- **Description of the task**: Restate the listing below word for word, omitting any images.

——————

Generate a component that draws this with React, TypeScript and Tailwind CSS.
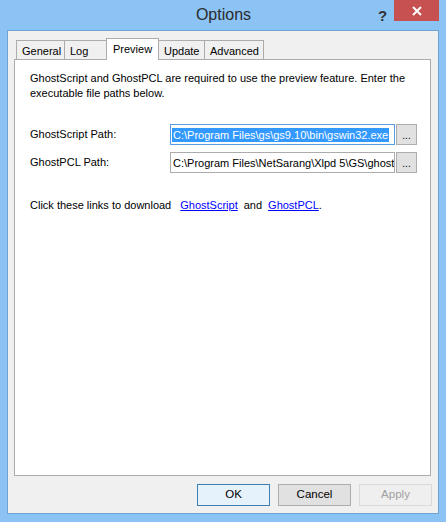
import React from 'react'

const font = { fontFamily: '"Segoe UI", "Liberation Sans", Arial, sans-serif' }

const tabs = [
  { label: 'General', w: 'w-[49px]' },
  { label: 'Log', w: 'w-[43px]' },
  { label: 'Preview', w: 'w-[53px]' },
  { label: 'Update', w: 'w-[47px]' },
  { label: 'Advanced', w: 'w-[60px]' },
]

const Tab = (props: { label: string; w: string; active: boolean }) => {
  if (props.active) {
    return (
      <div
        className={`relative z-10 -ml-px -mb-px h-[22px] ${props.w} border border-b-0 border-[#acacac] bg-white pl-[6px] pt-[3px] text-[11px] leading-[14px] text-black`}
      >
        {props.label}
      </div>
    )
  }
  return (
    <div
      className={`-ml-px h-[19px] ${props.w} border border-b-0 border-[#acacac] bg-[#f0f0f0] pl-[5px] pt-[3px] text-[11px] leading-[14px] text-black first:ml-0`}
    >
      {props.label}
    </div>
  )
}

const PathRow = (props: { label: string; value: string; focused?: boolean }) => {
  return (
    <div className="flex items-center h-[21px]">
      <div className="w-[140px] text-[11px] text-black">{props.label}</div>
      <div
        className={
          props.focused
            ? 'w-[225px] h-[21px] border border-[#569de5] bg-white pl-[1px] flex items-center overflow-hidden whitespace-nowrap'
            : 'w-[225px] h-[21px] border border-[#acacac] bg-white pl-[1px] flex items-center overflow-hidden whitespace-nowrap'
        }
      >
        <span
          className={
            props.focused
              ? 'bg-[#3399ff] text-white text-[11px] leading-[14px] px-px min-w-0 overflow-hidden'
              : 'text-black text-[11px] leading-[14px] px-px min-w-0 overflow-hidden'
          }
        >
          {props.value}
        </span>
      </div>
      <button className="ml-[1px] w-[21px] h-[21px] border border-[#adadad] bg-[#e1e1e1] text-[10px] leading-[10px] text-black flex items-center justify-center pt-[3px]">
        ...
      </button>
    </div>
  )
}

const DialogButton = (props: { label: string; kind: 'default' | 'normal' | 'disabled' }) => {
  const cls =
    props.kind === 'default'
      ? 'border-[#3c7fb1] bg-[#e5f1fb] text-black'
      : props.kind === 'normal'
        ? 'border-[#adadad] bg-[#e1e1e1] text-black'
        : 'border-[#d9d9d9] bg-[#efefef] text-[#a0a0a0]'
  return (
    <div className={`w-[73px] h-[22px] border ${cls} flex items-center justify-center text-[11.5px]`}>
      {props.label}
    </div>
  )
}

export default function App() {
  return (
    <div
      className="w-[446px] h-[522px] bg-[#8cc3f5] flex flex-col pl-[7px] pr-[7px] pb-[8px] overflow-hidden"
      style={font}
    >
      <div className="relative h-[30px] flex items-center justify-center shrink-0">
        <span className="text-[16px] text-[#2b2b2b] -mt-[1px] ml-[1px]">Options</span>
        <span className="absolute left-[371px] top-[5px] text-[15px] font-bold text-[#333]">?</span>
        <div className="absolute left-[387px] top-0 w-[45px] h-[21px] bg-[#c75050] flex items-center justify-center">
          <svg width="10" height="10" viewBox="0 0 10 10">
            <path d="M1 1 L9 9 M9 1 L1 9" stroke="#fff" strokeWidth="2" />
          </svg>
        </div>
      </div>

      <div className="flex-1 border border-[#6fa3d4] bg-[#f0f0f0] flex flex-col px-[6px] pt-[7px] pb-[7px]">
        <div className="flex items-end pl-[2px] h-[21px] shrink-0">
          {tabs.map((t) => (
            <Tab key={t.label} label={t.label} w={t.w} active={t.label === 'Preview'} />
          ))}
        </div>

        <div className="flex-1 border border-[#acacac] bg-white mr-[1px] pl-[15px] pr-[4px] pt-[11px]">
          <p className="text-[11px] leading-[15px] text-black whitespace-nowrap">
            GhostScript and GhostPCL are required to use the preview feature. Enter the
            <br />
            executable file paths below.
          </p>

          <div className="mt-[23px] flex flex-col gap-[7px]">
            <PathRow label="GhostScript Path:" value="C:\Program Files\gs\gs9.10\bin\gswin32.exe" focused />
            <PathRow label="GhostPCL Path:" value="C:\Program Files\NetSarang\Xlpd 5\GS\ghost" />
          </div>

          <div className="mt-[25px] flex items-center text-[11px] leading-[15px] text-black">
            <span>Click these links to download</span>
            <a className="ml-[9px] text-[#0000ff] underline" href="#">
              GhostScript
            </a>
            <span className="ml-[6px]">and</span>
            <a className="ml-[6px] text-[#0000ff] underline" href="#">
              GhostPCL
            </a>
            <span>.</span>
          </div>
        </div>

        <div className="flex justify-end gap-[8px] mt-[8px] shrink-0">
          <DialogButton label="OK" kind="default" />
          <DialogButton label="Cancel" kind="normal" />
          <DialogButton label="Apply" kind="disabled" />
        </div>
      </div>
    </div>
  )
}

——————

- **Written reply**:
Generate a component that draws this with React, TypeScript and Tailwind CSS.
import React from 'react'

const font = { fontFamily: '"Segoe UI", "Liberation Sans", Arial, sans-serif' }

const tabs = [
  { label: 'General', w: 'w-[49px]' },
  { label: 'Log', w: 'w-[43px]' },
  { label: 'Preview', w: 'w-[53px]' },
  { label: 'Update', w: 'w-[47px]' },
  { label: 'Advanced', w: 'w-[60px]' },
]

const Tab = (props: { label: string; w: string; active: boolean }) => {
  if (props.active) {
    return (
      <div
        className={`relative z-10 -ml-px -mb-px h-[22px] ${props.w} border border-b-0 border-[#acacac] bg-white pl-[6px] pt-[3px] text-[11px] leading-[14px] text-black`}
      >
        {props.label}
      </div>
    )
  }
  return (
    <div
      className={`-ml-px h-[19px] ${props.w} border border-b-0 border-[#acacac] bg-[#f0f0f0] pl-[5px] pt-[3px] text-[11px] leading-[14px] text-black first:ml-0`}
    >
      {props.label}
    </div>
  )
}

const PathRow = (props: { label: string; value: string; focused?: boolean }) => {
  return (
    <div className="flex items-center h-[21px]">
      <div className="w-[140px] text-[11px] text-black">{props.label}</div>
      <div
        className={
          props.focused
            ? 'w-[225px] h-[21px] border border-[#569de5] bg-white pl-[1px] flex items-center overflow-hidden whitespace-nowrap'
            : 'w-[225px] h-[21px] border border-[#acacac] bg-white pl-[1px] flex items-center overflow-hidden whitespace-nowrap'
        }
      >
        <span
          className={
            props.focused
              ? 'bg-[#3399ff] text-white text-[11px] leading-[14px] px-px min-w-0 overflow-hidden'
              : 'text-black text-[11px] leading-[14px] px-px min-w-0 overflow-hidden'
          }
        >
          {props.value}
        </span>
      </div>
      <button className="ml-[1px] w-[21px] h-[21px] border border-[#adadad] bg-[#e1e1e1] text-[10px] leading-[10px] text-black flex items-center justify-center pt-[3px]">
        ...
      </button>
    </div>
  )
}

const DialogButton = (props: { label: string; kind: 'default' | 'normal' | 'disabled' }) => {
  const cls =
    props.kind === 'default'
      ? 'border-[#3c7fb1] bg-[#e5f1fb] text-black'
      : props.kind === 'normal'
        ? 'border-[#adadad] bg-[#e1e1e1] text-black'
        : 'border-[#d9d9d9] bg-[#efefef] text-[#a0a0a0]'
  return (
    <div className={`w-[73px] h-[22px] border ${cls} flex items-center justify-center text-[11.5px]`}>
      {props.label}
    </div>
  )
}

export default function App() {
  return (
    <div
      className="w-[446px] h-[522px] bg-[#8cc3f5] flex flex-col pl-[7px] pr-[7px] pb-[8px] overflow-hidden"
      style={font}
    >
      <div className="relative h-[30px] flex items-center justify-center shrink-0">
        <span className="text-[16px] text-[#2b2b2b] -mt-[1px] ml-[1px]">Options</span>
        <span className="absolute left-[371px] top-[5px] text-[15px] font-bold text-[#333]">?</span>
        <div className="absolute left-[387px] top-0 w-[45px] h-[21px] bg-[#c75050] flex items-center justify-center">
          <svg width="10" height="10" viewBox="0 0 10 10">
            <path d="M1 1 L9 9 M9 1 L1 9" stroke="#fff" strokeWidth="2" />
          </svg>
        </div>
      </div>

      <div className="flex-1 border border-[#6fa3d4] bg-[#f0f0f0] flex flex-col px-[6px] pt-[7px] pb-[7px]">
        <div className="flex items-end pl-[2px] h-[21px] shrink-0">
          {tabs.map((t) => (
            <Tab key={t.label} label={t.label} w={t.w} active={t.label === 'Preview'} />
          ))}
        </div>

        <div className="flex-1 border border-[#acacac] bg-white mr-[1px] pl-[15px] pr-[4px] pt-[11px]">
          <p className="text-[11px] leading-[15px] text-black whitespace-nowrap">
            GhostScript and GhostPCL are required to use the preview feature. Enter the
            <br />
            executable file paths below.
          </p>

          <div className="mt-[23px] flex flex-col gap-[7px]">
            <PathRow label="GhostScript Path:" value="C:\Program Files\gs\gs9.10\bin\gswin32.exe" focused />
            <PathRow label="GhostPCL Path:" value="C:\Program Files\NetSarang\Xlpd 5\GS\ghost" />
          </div>

          <div className="mt-[25px] flex items-center text-[11px] leading-[15px] text-black">
            <span>Click these links to download</span>
            <a className="ml-[9px] text-[#0000ff] underline" href="#">
              GhostScript
            </a>
            <span className="ml-[6px]">and</span>
            <a className="ml-[6px] text-[#0000ff] underline" href="#">
              GhostPCL
            </a>
            <span>.</span>
          </div>
        </div>

        <div className="flex justify-end gap-[8px] mt-[8px] shrink-0">
          <DialogButton label="OK" kind="default" />
          <DialogButton label="Cancel" kind="normal" />
          <DialogButton label="Apply" kind="disabled" />
        </div>
      </div>
    </div>
  )
}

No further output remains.